"Your challenge is to separate the good programs from the not-so-good ones. You want to be able to determine if a program will be worth your time before you embark on it."
By John Bowen
Finding the right products isn't an issue for most financial advisors. In a 2002 survey of more than 1,000 advisors, CEG Worldwide found that only a handful—just 1.3 percent—were concerned about finding high-quality products.
Reprinted from: |
Most financial institutions realize they can't compete for your attention on products alone. They know they have to go a giant step further and provide you with the kind of support you can use to grow your business and become more profitable. You're looking for advanced sales training, assistance in developing referral programs, greater insight on your target markets, technical support, and help managing your time, to name just a few items.
In response, financial institutions are focusing more on creating value-added marketing (VAM) programs to provide these support services in one convenient wrapper. By offering you the help you need, they hope to win—and keep—your business.
How are institutions doing in delivering this kind of support? We thought it would be worthwhile to find out. By knowing what's actually succeeding (and what's not), you'll be better positioned to pick and choose the programs that can really help you out. So we asked 816 advisors how they rated the various VAM programs. About two-thirds (67.6 percent) of the advisors earned net incomes of less than $250,000, while the other one-third (32.4 percent) earned more than $250,000.

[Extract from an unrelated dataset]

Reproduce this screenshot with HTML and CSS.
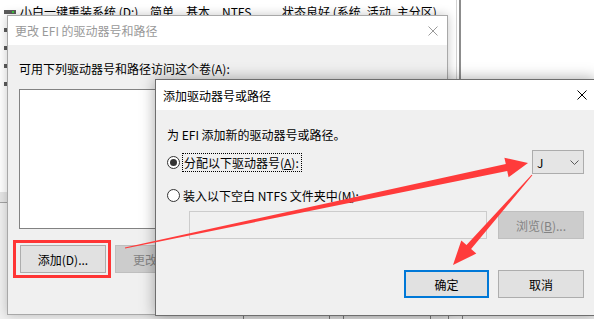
FILE: index.html
```html
<!DOCTYPE html>
<html lang="zh-CN">
<head>
<meta charset="utf-8">
<title>添加驱动器号或路径</title>
<link rel="stylesheet" href="styles.css">
</head>
<body>
<div class="bgwin">
  <div class="top">
    <div class="list">
      <div class="row">
        <span class="drive"><i></i></span>
        <span class="c1">小白一键重装系统 (D:)</span>
        <span class="c2">简单</span>
        <span class="c3">基本</span>
        <span class="c4">NTFS</span>
        <span class="c5">状态良好 (系统, 活动, 主分区)</span>
      </div>
      <div class="row"><span class="drive"></span></div>
      <div class="row"><span class="drive"></span></div>
      <div class="row"><span class="drive"></span></div>
      <div class="row"><span class="drive"></span></div>
    </div>
    <div class="splitter"></div>
    <div class="rest"></div>
  </div>
  <div class="hscroll"></div>
  <div class="graph">
    <div class="segs">
      <span class="seg s0"></span>
      <span class="seg s1"></span>
      <span class="seg s2"></span>
      <span class="seg s3"></span>
      <span class="seg s4"></span>
      <span class="seg s5"></span>
      <span class="seg s6"></span>
    </div>
  </div>
</div>

<div class="dlg dlg1">
  <div class="title inactive">
    <span>更改 EFI 的驱动器号和路径</span>
    <svg class="close" width="10" height="10" viewBox="0 0 10 10"><path d="M0.5 0.5L9.5 9.5M9.5 0.5L0.5 9.5" stroke="#9a9a9a" stroke-width="1" fill="none"/></svg>
  </div>
  <div class="body body1">
    <div class="label">可用下列驱动器号和路径访问这个卷(A):</div>
    <div class="listbox"></div>
    <div class="btnrow1">
      <span class="btn">添加(D)...</span>
      <span class="btn disabled">更改(C)...</span>
      <span class="btn disabled">删除(R)</span>
    </div>
  </div>
</div>

<div class="dlg dlg2">
  <div class="title">
    <span>添加驱动器号或路径</span>
    <svg class="close close2" width="10" height="10" viewBox="0 0 10 10"><path d="M0.5 0.5L9.5 9.5M9.5 0.5L0.5 9.5" stroke="#000" stroke-width="1" fill="none"/></svg>
  </div>
  <div class="body body2">
    <div class="desc">为 EFI 添加新的驱动器号或路径。</div>
    <div class="opt1">
      <span class="radio checked"></span>
      <span class="focus">分配以下驱动器号(<u>A</u>):</span>
      <span class="combo"><span class="cval">J</span><svg width="9" height="5" viewBox="0 0 9 5"><path d="M0.5 0.5L4.5 4.5L8.5 0.5" stroke="#5a5a5a" fill="none"/></svg></span>
    </div>
    <div class="opt2">
      <span class="radio"></span>
      <span>装入以下空白 NTFS 文件夹中(<u>M</u>):</span>
    </div>
    <div class="pathrow">
      <span class="pathbox"></span>
      <span class="btn disabled browse">浏览(<u>B</u>)...</span>
    </div>
    <div class="btnrow2">
      <span class="btn ok">确定</span>
      <span class="btn cancel">取消</span>
    </div>
  </div>
</div>

<svg class="marks" width="594" height="319" viewBox="0 0 594 319">
  <rect x="14.5" y="241.5" width="95" height="35" fill="none" stroke="#ff3535" stroke-width="3"/>
  <polygon fill="#ff3b3b" points="124.9,247.5 505.8,164.1 504.4,157.7 528,163 508.6,177.3 507.2,170.9 125.1,248.5"/>
  <polygon fill="#ff3b3b" points="531.6,174.7 466.5,245 461.3,240.4 453,265 476.3,253.6 471.1,249 532.4,175.3"/>
</svg>
</body>
</html>
```

FILE: styles.css
```css
html, body {
  margin: 0;
  padding: 0;
}
body {
  width: 594px;
  height: 319px;
  overflow: hidden;
  position: relative;
  background: #fff;
  color: #000;
  font-family: "Noto Sans CJK SC", "Microsoft YaHei", sans-serif;
  font-size: 12px;
}

/* background window */
.bgwin {
  position: absolute;
  inset: 0;
  display: flex;
  flex-direction: column;
}
.top {
  height: 192px;
  display: flex;
}
.list {
  width: 456px;
  padding-top: 3px;
}
.row {
  height: 18px;
  display: flex;
  align-items: center;
  white-space: nowrap;
  line-height: 18px;
}
.drive {
  width: 12px;
  height: 4px;
  margin: 0 4px;
  background: #5c5c5c;
  position: relative;
  flex: none;
}
.drive i {
  position: absolute;
  left: 8px;
  top: 1px;
  width: 2px;
  height: 2px;
  background: #3cc83c;
}
.c1 { width: 130px; }
.c2 { width: 36px; }
.c3 { width: 36px; }
.c4 { width: 60px; }
.splitter {
  width: 2px;
  border-left: 1px solid #d2d2d2;
  border-right: 2px solid #8c8c8c;
}
.rest { flex: 1; }
.hscroll {
  height: 10px;
  background: #e6e6e6;
  border-bottom: 1px solid #a3a3a3;
}
.graph {
  flex: 1;
  background: #f0f0f0;
  display: flex;
  flex-direction: column;
  justify-content: flex-end;
}
.segs {
  height: 20px;
  display: flex;
}
.seg { height: 100%; }
.s0 { width: 243px; }
.s1 { width: 85px; border-left: 1px solid #808080; }
.s2 { width: 13px; border-left: 1px solid #808080; }
.s3 { width: 86px; border-left: 1px solid #808080; }
.s4 { width: 17px; border-left: 1px solid #808080; }
.s5 { width: 13px; border-left: 1px solid #808080; }
.s6 { flex: 1; border-left: 1px solid #808080; }

/* dialogs */
.dlg {
  position: absolute;
  box-sizing: border-box;
  background: #f0f0f0;
  display: flex;
  flex-direction: column;
}
.dlg1 {
  left: 7px;
  top: 15px;
  width: 441px;
  height: 300px;
  border: 1px solid #a8a8a8;
  box-shadow: 0 0 10px rgba(0, 0, 0, 0.22);
}
.dlg2 {
  left: 155px;
  top: 79px;
  width: 441px;
  height: 237px;
  border: 1px solid #6e6e6e;
  box-shadow: 0 0 14px rgba(0, 0, 0, 0.35);
}
.title {
  background: #fff;
  display: flex;
  align-items: center;
  padding-left: 7px;
  white-space: nowrap;
  flex: none;
}
.dlg1 .title { height: 29px; }
.dlg2 .title { height: 30px; }
.title.inactive { color: #999; }
.close {
  margin-left: auto;
  margin-right: 9px;
}
.close2 { margin-right: 8px; }

.body {
  display: flex;
  flex-direction: column;
  white-space: nowrap;
}
.body1 { padding: 16px 11px 0 11px; }
.label { line-height: 16px; height: 16px; }
.listbox {
  margin-top: 12px;
  height: 140px;
  width: 417px;
  box-sizing: border-box;
  border: 1px solid #828282;
  background: #fff;
}
.btnrow1 {
  margin-top: 16px;
  padding-left: 1px;
  display: flex;
  gap: 9px;
}

.btn {
  width: 86px;
  height: 28px;
  box-sizing: border-box;
  border: 1px solid #adadad;
  background: #e1e1e1;
  display: flex;
  align-items: center;
  justify-content: center;
  flex: none;
}
.btn.disabled {
  background: #cccccc;
  border-color: #bfbfbf;
  color: #838383;
}

.body2 { padding: 17px 11px 0 11px; }
.desc { line-height: 16px; height: 16px; }
.opt1 {
  margin-top: 7px;
  height: 24px;
  display: flex;
  align-items: center;
}
.opt2 {
  margin-top: 13px;
  height: 16px;
  display: flex;
  align-items: center;
}
.radio {
  width: 13px;
  height: 13px;
  box-sizing: border-box;
  border: 1px solid #333;
  border-radius: 50%;
  background: #fff;
  flex: none;
  position: relative;
  margin-right: 3px;
}
.opt1 .radio { margin-right: 2px; }
.radio.checked::after {
  content: "";
  position: absolute;
  left: 2px;
  top: 2px;
  width: 7px;
  height: 7px;
  border-radius: 50%;
  background: #333;
}
.focus {
  border: 1px dotted #000;
  padding: 0 2px 0 1px;
  line-height: 17px;
}
.combo {
  margin-left: auto;
  width: 52px;
  height: 24px;
  box-sizing: border-box;
  border: 1px solid #acacac;
  background: #e5e5e5;
  display: flex;
  align-items: center;
  padding: 0 4px 0 4px;
}
.cval { flex: 1; }
.pathrow {
  margin-top: 8px;
  height: 28px;
  display: flex;
}
.pathbox {
  margin-left: 22px;
  width: 298px;
  height: 28px;
  box-sizing: border-box;
  border: 1px solid #cccccc;
  background: #f0f0f0;
}
.browse { margin-left: auto; }
.btnrow2 {
  margin-top: 31px;
  display: flex;
  justify-content: flex-end;
  gap: 9px;
}
.btn.ok {
  width: 85px;
  border: 2px solid #0078d7;
}

.marks {
  position: absolute;
  left: 0;
  top: 0;
  pointer-events: none;
}
```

Each of these advisors had participated in some kind of VAM program in the previous 24 months. These programs were delivered by a wholesaler, consisted of more than a single presentation, were not exclusively product-related, and were designed to enable advisors to be more successful.
Advisors were presented with 13.1 VAM programs in the previous two years and were willing to give many programs a try. On average, advisors either attended more than one session of or participated in wholesaler/vendor follow-up for 6.6 programs. And while the higher-income advisors were more discerning, they still lined up to try almost one out of four programs.
But advisors unfortunately found little of value in the programs they tried. The lower-income group advisors rated only 2.1 programs as extremely or very worthwhile. The higher-income advisors were even more critical, finding just 0.6 of the programs extremely or very worthwhile.
So, advisors' experience with wholesalers and institutions' VAM programs is not especially good. Yet we know there are good programs out there that are working. Our study found that when advisors do start using a VAM program, almost 80 percent of them conduct more business with the firm offering the program. Why? Because they're experiencing success with the program.
Your challenge is to separate the good programs from the not-so-good ones. You want to be able to determine if a program will be worth your time before you embark on it. To help you do so, let's look at the reasons advisors drop out of VAM programs and the questions you should always ask before you begin any new program.
Reason 1: They just aren't working (84.6 percent). At best, a program may provide some motivation, but when the advisors take the material back to their practices, they are unable to execute the program. Questions to ask: Is the content designed to be useful? Will it provide me with specific steps to take? Will it give me real-world tools I can utilize to improve my business?
Reason 2: They aren't relevant to my practice (44.1 percent). VAM programs often don't address areas in which advisors are actually looking for support. They may have interesting ideas but are designed in a vacuum with little relevance. Questions to ask: What issues does the program address? Are they critical issues for my business today?
Reason 3: The vendor or wholesalers did not know the material well (40.9 percent). Institutions' marketing and sales departments often do not work well together. A marketing department may create a program, for example, and release it for use by the wholesalers without either the proper buy-in or training from the sales department to make the program actually work. Questions to ask: Is the wholesaler well versed in the material? Has he or she had direct experience implementing it?
Reason 4: The programs were only disguised product promotion (39.2 percent). This reflects a failure on the part of institutions to design programs with the real needs of advisors in mind. All too often, institutions design their programs around what they want to gain from the program, not what advisors want. Questions to ask: Is the program focused on my needs or on the institution's products? What needs does it address?
Reason 5: The programs are badly organized (36.8 percent). This is not surprising, given that VAMs are often thrown together as a competitive response or at the last minute for a conference. Questions to ask: How long has the program been under development? Has it been used before successfully?
Reason 6: Another firm does it better (30.4 percent). Firms often try to play catch up by copying other institutions' programs. Questions to ask: Is this same type of program used by other institutions? If so, what makes this one superior?
Reason 7: The programs are presented with rehashed material (14.7 percent). Institutions that try to put a new, glossy look on old material are not likely to convince advisors they have worthwhile support to offer. Questions to ask: Does this program draw on new thinking? Does it provide fresh strategies?
The most important thing to recognize is that you are serving your clients first, so you must select the financial institutions that provide the best programs to help you serve your clients well. You can only work with a limited number of financial institutions, so you owe it to yourself—and your clients—to work only with the best.